President Obama on Tuesday lent his support and bully pulpit to his Treasury Department's efforts to stop companies from fleeing the country, saying that he was "very pleased" that the agency has sought to close "one of the most insidious tax loopholes," namely corporate inversions.

Obama also called on Congress to pass legislation to help prevent companies from shielding profits from taxes, to help fund domestic priorities at home.

Citing recent revelations about tax evasion by wealthy individuals included in a leak from a Panamanian law firm, the president said "tax avoidance is a big global problem."

"A lot of its legal, but that's exactly the problem," said Obama, claiming that the costs of tax avoidance fall on the middle class, who face higher taxes as a result.

An inversion is a tax maneuver in which a U.S. corporation merges with a business in a low-tax country, and then places the headquarters of the newly combined company in the low-tax jurisdiction. Such deals have become increasingly frequent in recent years, raising fears about erosion of the corporate tax base.

The forthcoming tax rules announced by the Treasury Monday, the third iteration of anti-inversions guidance, take aim at a specific technique used by some corporations to lower their U.S. tax bills known as "earnings stripping."

Earnings stripping is a way of shifting taxable income out of the U.S., which has the highest corporate tax rate among developed nations at 35 percent, into lower-tax countries. It works by having the U.S. subsidiary of the inverted company issue large amounts of debt to the foreign parent company. The payments on that debt can be deducted from income in the U.S. and counted as taxable income in the low-tax jurisdiction.

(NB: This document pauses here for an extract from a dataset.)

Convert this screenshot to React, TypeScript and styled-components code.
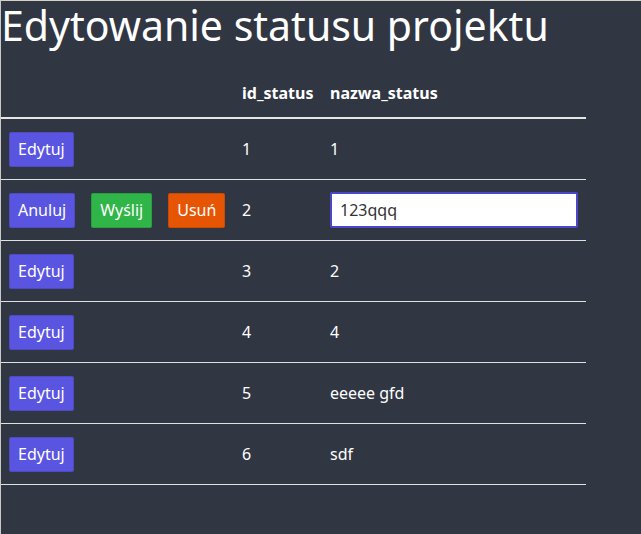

Treasury's plan is to crack down on intra-company loans that don't finance actual investment and instead are aimed at shifting income.

Also announced Monday was a provision to prevent overseas companies that are themselves the products of past inversions from being partners in future inversions.

The overnight effect of the announcement was to cast into doubt the planned merger between the U.S.-based pharmaceutical giant Pfizer and Dublin-based drugmaker Allergan. Allergan was previously a U.S. company.

Treasury Secretary Jack Lew has said that only legislation can fully stop companies from seeking to leave the country, and that the Treasury's unilateral efforts can only make it harder to complete inversions transactions and undercut the tax benefits of doing so.

Republican lawmakers, however, criticized the move, arguing that rather than punitive measures, tax reform that lowers tax rates is the solution to the pressures companies are facing to undergo inversions.